Aucun salarié ne doit subir les agissements répétés de harcèlement moral qui ont pour objet ou pour effet une dégradation de ses conditions de travail susceptible de porter atteinte à ses droits et à sa dignité, d’altérer sa santé physique ou mentale ou de compromettre son avenir professionnel [3].
Le salarié établit des faits qui permettent de présumer l’existence d’un harcèlement.

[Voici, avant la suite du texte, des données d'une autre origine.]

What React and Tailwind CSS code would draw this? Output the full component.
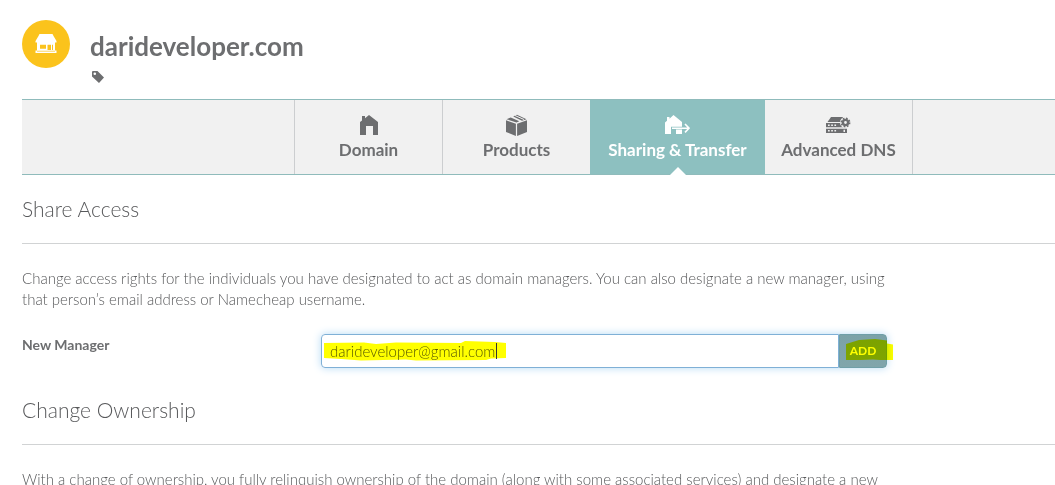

Au vu de ces éléments, il incombe à l’employeur de prouver que ces agissements ne sont pas constitutifs d’un tel harcèlement et que sa décision est justifiée par des éléments objectifs étrangers à tout harcèlement [4].
Il en résulte que la preuve du harcèlement moral ne pèse pas sur le salarié.
Faits et procédure.
Une salariée engagée, le 1ᵉʳ avril 2010, en qualité de secrétaire, puis à compter du 17 mai 2010, en qualité de secrétaire comptable, par l’EPIC Domitia habitat OPH, victime d’un accident du travail survenu le 14 juin 2013, a repris son poste de travail à temps partiel thérapeutique le 1ᵉʳ octobre 2014.

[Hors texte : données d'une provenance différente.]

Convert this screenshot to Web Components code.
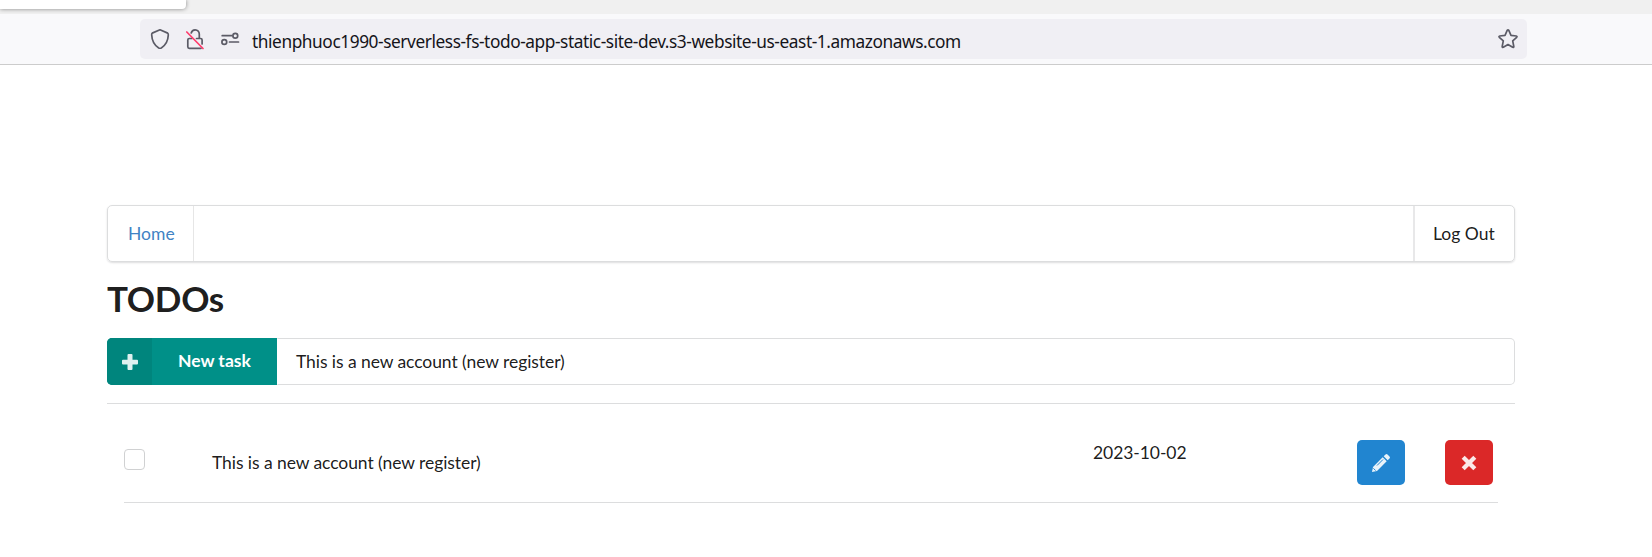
<!DOCTYPE html>
<html lang="en"><head><meta charset="utf-8"><title>TODOs</title>
<style>body{margin:0;background:#fff;overflow:hidden;font:17.5px/25px Lato,"Liberation Sans",sans-serif;color:rgba(0,0,0,.9)}</style></head>
<body>
<browser-chrome>thienphuoc1990-serverless-fs-todo-app-static-site-dev.s3-website-us-east-1.amazonaws.com</browser-chrome>
<todo-page></todo-page>
<script>
const define=(name,html)=>customElements.define(name,class extends HTMLElement{
  constructor(){super();const t=document.createElement('template');t.innerHTML=html;this.attachShadow({mode:'open'}).append(t.content.cloneNode(true));}
});
define('browser-chrome',`<style>
:host{display:block;height:65px;box-sizing:border-box;border-bottom:1px solid #ccc;background:#f9f9fb}
.tabs{height:14px;background:#f0f0f0;overflow:hidden}
.tab{width:186px;height:9px;background:#fff;border-radius:0 0 4px 0;box-shadow:0 0 4px rgba(0,0,0,.45)}
.url{margin:5px 125px 0 140px;height:40px;border-radius:5px;background:#f0eff4;display:flex;align-items:center;box-sizing:border-box;padding:0 9px 0 10px}
svg{flex:none;fill:none;stroke:#5b5b66;stroke-width:1.7;stroke-linecap:round;stroke-linejoin:round}
.text{flex:1;margin-left:11px;font:17.3px/38px "Noto Sans","Open Sans",sans-serif;letter-spacing:-.43px;color:#15141a;white-space:nowrap;padding-top:4px;height:36px}
</style><div class="tabs"><div class="tab"></div></div>
<div class="url">
<svg width="20" height="22" viewBox="0 0 20 22"><path d="M10 1.8 2.2 5.1C1.6 5.5 1.6 5.6 1.7 7c.3 6.2 3 10.5 7 12.9q1.3.7 2.6 0c4-2.4 6.7-6.700 7-12.900 0-1.400 0-1.500-.6-1.900Z"/></svg>
<svg style="margin-left:15px" width="20" height="22" viewBox="0 0 20 22"><path d="M6.200 5C6.700 2.900 8.200 1.800 10.100 1.800c2.600 0 4.200 1.900 4.200 4.500v4.200M11.500 10.500h4.100q1.500 0 1.500 1.500v4M6.800 10.500H4.300q-1.500 0-1.500 1.500v6.800q0 1.500 1.500 1.500h11.700"/><path d="m1.800 4 16.200 16.500" stroke="#ff3b6b" stroke-width="1.700"/></svg>
<svg style="margin-left:16px" width="20" height="22" viewBox="0 0 20 22"><path d="M1.200 7.700h9.600M8.500 14h9"/><circle cx="14.300" cy="7.700" r="2.400"/><circle cx="3.300" cy="14" r="2.400"/></svg>
<span class="text"><slot></slot></span>
<svg width="20" height="20" viewBox="0 0 20 20"><path d="M9.200 1.400q.8-1 1.600 0l2.200 5 5.300.6q1.200.3.400 1.300l-4 3.600 1.100 5.600q0 1.200-1.100.8L10 15.500l-4.700 2.800q-1.100.4-1.100-.8l1.100-5.600-4-3.600q-.8-1 .4-1.300L7 6.400Z"/></svg>
</div>`);
define('nav-bar',`<style>
:host{display:flex;justify-content:space-between;box-sizing:border-box;height:57px;border:1px solid #dcddde;border-radius:5px;box-shadow:0 1px 2px rgba(34,36,38,.15);line-height:56px}
.home{color:#4183c4;width:86px;box-sizing:border-box;padding-left:20px;border-right:1px solid #e6e6e6}
.out{width:101px;box-sizing:border-box;padding-left:18px;border-left:2px solid #e8e8e9}
</style><div class="home">Home</div><div class="out">Log Out</div>`);
define('task-input',`<style>
:host{display:flex;height:47px;line-height:46px}
.b{width:170px;display:flex;background:#009088;color:#fff;font-weight:700;border-radius:5px 0 0 5px;overflow:hidden}
.i{width:45px;background:#00857d;display:flex;align-items:center;justify-content:center}
.l{padding-left:26px}
.f{flex:1;box-sizing:border-box;border:1px solid #dcddde;border-left-color:transparent;border-radius:0 5px 5px 0;padding-left:18px;line-height:45px;letter-spacing:-.07px}
</style><div class="b"><div class="i"><svg width="18" height="18"><path fill="#e0f1f0" d="M7.500 1h3q1 0 1 1v4.700H16q1 0 1 1v2.800q0 1-1 1h-4.500V16q0 1-1 1h-3q-1 0-1-1v-4.500H2q-1 0-1-1V7.700q0-1 1-1h4.500V2q0-1 1-1Z"/></svg></div><span class="l">New task</span></div><div class="f">This is a new account (new register)</div>`);
define('icon-button',`<style>
:host{display:flex;width:48px;height:45px;border-radius:5px;align-items:center;justify-content:center}
</style><slot></slot>`);
define('todo-item',`<style>
:host{display:flex;align-items:flex-start;box-sizing:border-box;height:99px;margin:0 17px;padding-top:36px;border-bottom:1px solid #dcddde;letter-spacing:-.07px}
.c{width:21px;height:21px;box-sizing:border-box;border:1px solid #d0d1d2;border-radius:4px;margin-top:9px}
.t{margin:10px 0 0 67px;width:881px}.d{width:264px}
icon-button{margin-right:40px}.x{margin-right:0}
svg{display:block}
</style><div class="c"></div><div class="t">This is a new account (new register)</div><div class="d">2023-10-02</div>
<icon-button style="background:#2185d0"><svg width="20" height="20" viewBox="0 0 20 20"><g fill="#e9f3fa"><path d="m11.700 4.300 4 4-9.700 9.700L1 19l1-5Z"/><path d="m12.700 3.300 1.800-1.800q1-1 2 0l2 2q1 1 0 2l-1.800 1.800Z"/></g><path d="m6 12.500 6-6M2.400 15.300l2.300 2.300" fill="none" stroke="#2185d0" stroke-width="1"/></svg></icon-button>
<icon-button class="x" style="background:#db2828"><svg width="16" height="16" viewBox="0 0 16 16"><path d="m3.700 3.700 8.600 8.600m0-8.600-8.600 8.600" stroke="#fbe9e9" stroke-width="4.300" stroke-linecap="square"/></svg></icon-button>`);
define('todo-page',`<style>
:host{display:block;margin:140px 137px 0 107px}
h1{font-size:35px;line-height:45px;font-weight:700;letter-spacing:-.3px;margin:14px 0 17px}
.r{height:1px;background:#dcddde;margin-top:18px}
</style><nav-bar></nav-bar><h1>TODOs</h1><task-input></task-input><div class="r"></div><todo-item></todo-item>`);
</script></body></html>
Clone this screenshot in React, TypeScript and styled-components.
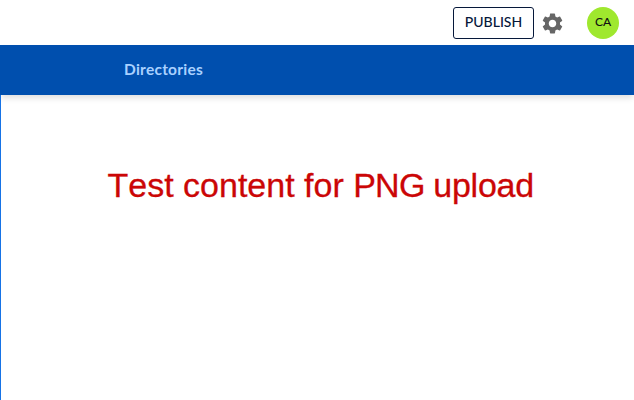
import React from "react";
import styled, { createGlobalStyle } from "styled-components";
import { MdSettings } from "react-icons/md";

const GlobalStyle = createGlobalStyle`
  *, *::before, *::after { box-sizing: border-box; }
  body { margin: 0; background: #fff; overflow: hidden; }
`;

const Page = styled.div`
  display: flex;
  flex-direction: column;
  height: 100vh;
  background: #fff;
  font-family: Lato, "Liberation Sans", sans-serif;
`;

const TopBar = styled.header`
  display: flex;
  align-items: center;
  justify-content: flex-end;
  flex: none;
  height: 45px;
  padding: 0 15px 0 0;
`;

const PublishButton = styled.button`
  width: 81px;
  height: 32px;
  padding: 0 0 1px;
  border: 1px solid #06183a;
  border-radius: 3px;
  background: #fff;
  color: #06183a;
  font: 500 14px/1 Lato, sans-serif;
`;

const SettingsButton = styled.button`
  display: flex;
  margin: 2px 22px 0 6px;
  padding: 0;
  border: 0;
  background: none;
  color: #666;
`;

const Avatar = styled.div`
  display: flex;
  align-items: center;
  justify-content: center;
  width: 32px;
  height: 32px;
  padding-bottom: 2px;
  border-radius: 50%;
  background: #9fe82e;
  color: #111;
  font-size: 12px;
  font-weight: 500;
`;

const NavBar = styled.nav`
  display: flex;
  align-items: center;
  flex: none;
  height: 50px;
  padding: 0 0 2px 124px;
  background: #004fae;
  box-shadow: 0 4px 6px -1px rgba(0, 0, 0, 0.13);
`;

const NavItem = styled.span`
  color: #a9d1ff;
  font-size: 15.5px;
  font-weight: 700;
  line-height: 20px;
  letter-spacing: 0.25px;
`;

const Content = styled.main`
  flex: 1;
  padding: 70px 0 0 106.5px;
  border-left: 1px solid #1673e6;
`;

const Message = styled.p`
  margin: 0;
  color: #cb0606;
  font: 34px/40px "Liberation Sans", Arial, sans-serif;
  font-kerning: none;
  white-space: nowrap;
  -webkit-text-stroke: 0.3px #cb0606;
`;

const Tracked = styled.span<{ $spacing: number }>`
  letter-spacing: ${(p) => p.$spacing}px;
`;

export default function App() {
  return (
    <Page>
      <GlobalStyle />
      <TopBar>
        <PublishButton>PUBLISH</PublishButton>
        <SettingsButton aria-label="Settings">
          <MdSettings size={25} />
        </SettingsButton>
        <Avatar>CA</Avatar>
      </TopBar>
      <NavBar>
        <NavItem>Directories</NavItem>
      </NavBar>
      <Content>
        <Message>
          <Tracked $spacing={0}>Test content for </Tracked>
          <Tracked $spacing={-0.75}>PNG </Tracked>
          <Tracked $spacing={-0.25}>upload</Tracked>
        </Message>
      </Content>
    </Page>
  );
}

Le 4 juin 2015, elle a été licenciée pour cause réelle et sérieuse.
Elle soutenait avoir subi un harcèlement moral et a saisi, le 5 octobre 2015, la juridiction prud’homale de demandes tendant au paiement de dommages-intérêts pour harcèlement moral et licenciement abusif.

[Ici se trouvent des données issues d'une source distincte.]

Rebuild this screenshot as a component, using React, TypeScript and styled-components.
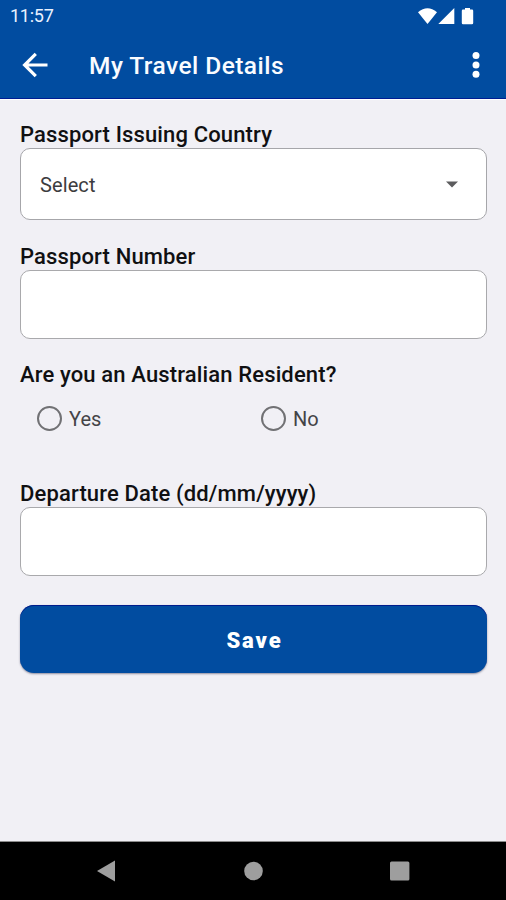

En cause d’appel, elle a demandé que son licenciement soit jugé nul et subsidiairement sans cause réelle et sérieuse.
La cour d’appel de Montpellier a estimé que le licenciement reposait sur une cause réelle et sérieuse, et a débouté la salariée de l’ensemble de ses demandes estimant qu’elle avait d’autres choix que d’enregistrer l’entretien du 1ᵉʳ décembre 2014 avec son employeur pour prouver la réalité du harcèlement subi depuis plusieurs mois, et que cet enregistrement clandestin, contraire au principe de la loyauté dans l’administration de la preuve, devait être écarté des débats.
Les arguments de la salariée.
Elle reprochait précisément à la cour d’appel d’avoir écarté une pièce qu’elle avait produite consistant en la retranscription d’un enregistrement de l’employeur réalisé à son insu, sans rechercher si :
- elle disposait d’autres moyens pour établir la réalité des pressions exercées par l’employeur afin qu’elle signe une rupture conventionnelle, en la menaçant de licenciement.
- et si l’atteinte ainsi portée au droit de l’employeur n’était pas strictement proportionnée.
Elle faisait valoir que l’illicéité d’un moyen de preuve n’entraîne pas nécessairement son rejet des débats, le juge devant apprécier :
- si l’utilisation de cette preuve a porté atteinte au caractère équitable de la procédure dans son ensemble,
- si la production est indispensable à l’exercice du droit de la preuve et si l’atteinte est strictement proportionnée au but poursuivi.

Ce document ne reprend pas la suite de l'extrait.